The best players in the world, they say a lot about the -- for years and years the criticism of us as Americas is that we don't play on a lot of different conditions. Where the Europeans get to play on a lot of different conditions. They get more well rounded. And it's a good argument. For me moving around the country here and playing different styles has really helped me a lot
Q. Did your choice in colleges, was that a choice to come here to play on the different soil or was that -- that was a good scholarship?
JIM FURYK: It is just a great opportunity. My senior high school Arizona was ranked No. 1 for a lot of the year in golf. They had four seniors on the year team that were all moving on, Mike Springer, Larry Silvera, Aaron and Eric Meeks. Having four of those guys out of the way and only one starter returning, which is Robert Gamez. They had a couple good solid players that were going to step in. I knew there was a good two or three spots open. You're 18 years old and you think you're pretty good in high school, but I wanted to make sure that I went to a place where I would play for four years. It was an opportunity to play for a Top-20 program that was going to have a great schedule after finishing a good year. I really felt like I could come here and play for four years straight.

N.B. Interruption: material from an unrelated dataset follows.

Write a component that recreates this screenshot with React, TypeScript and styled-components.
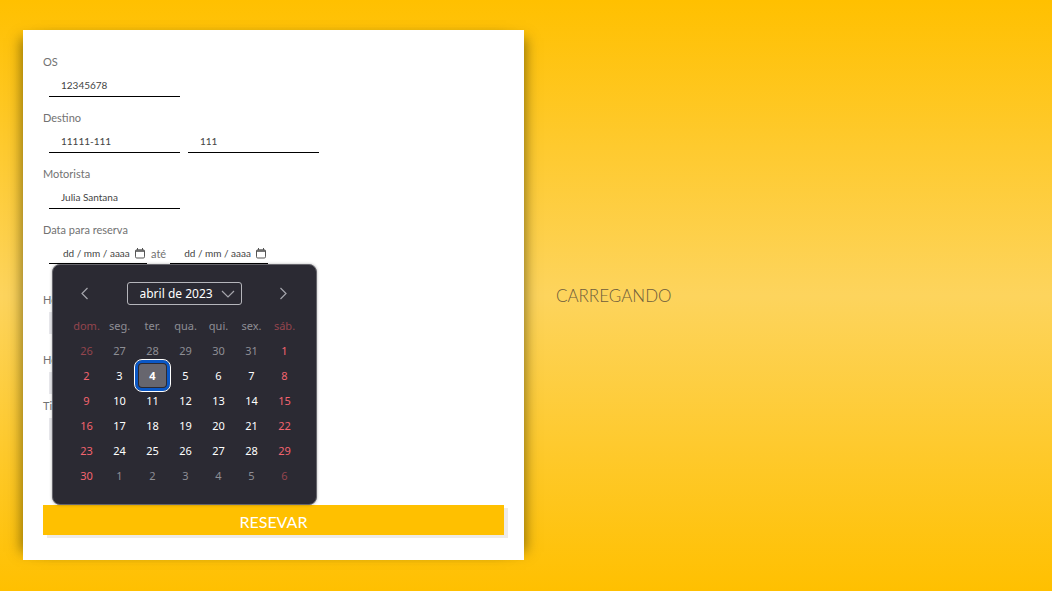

I gained a lot of experience and I liked our coach here from the perspective that he was very hands off. I had a goofy, funny swing that a lot of coaches had mentioned they wanted to change. Rick was about a -- he treated us like men instead of like boys. For better or for worse, we never really had a -- we didn't have to go work out. We never had to go to the study table. We never really had to do anything except for show up, practice, shoot a good score, keep our work up. He left it up to us. I was a mature young kid and I liked the freedom. I liked the idea that I could progress in my own way at my own pace. He let me grow up. I took some lumps because of it along the way probably but he let me grow up at my pace and king of learn from my own mistakes and I appreciated it.
LAURA HILL: Anything else for Jim? Good luck this week. Thanks.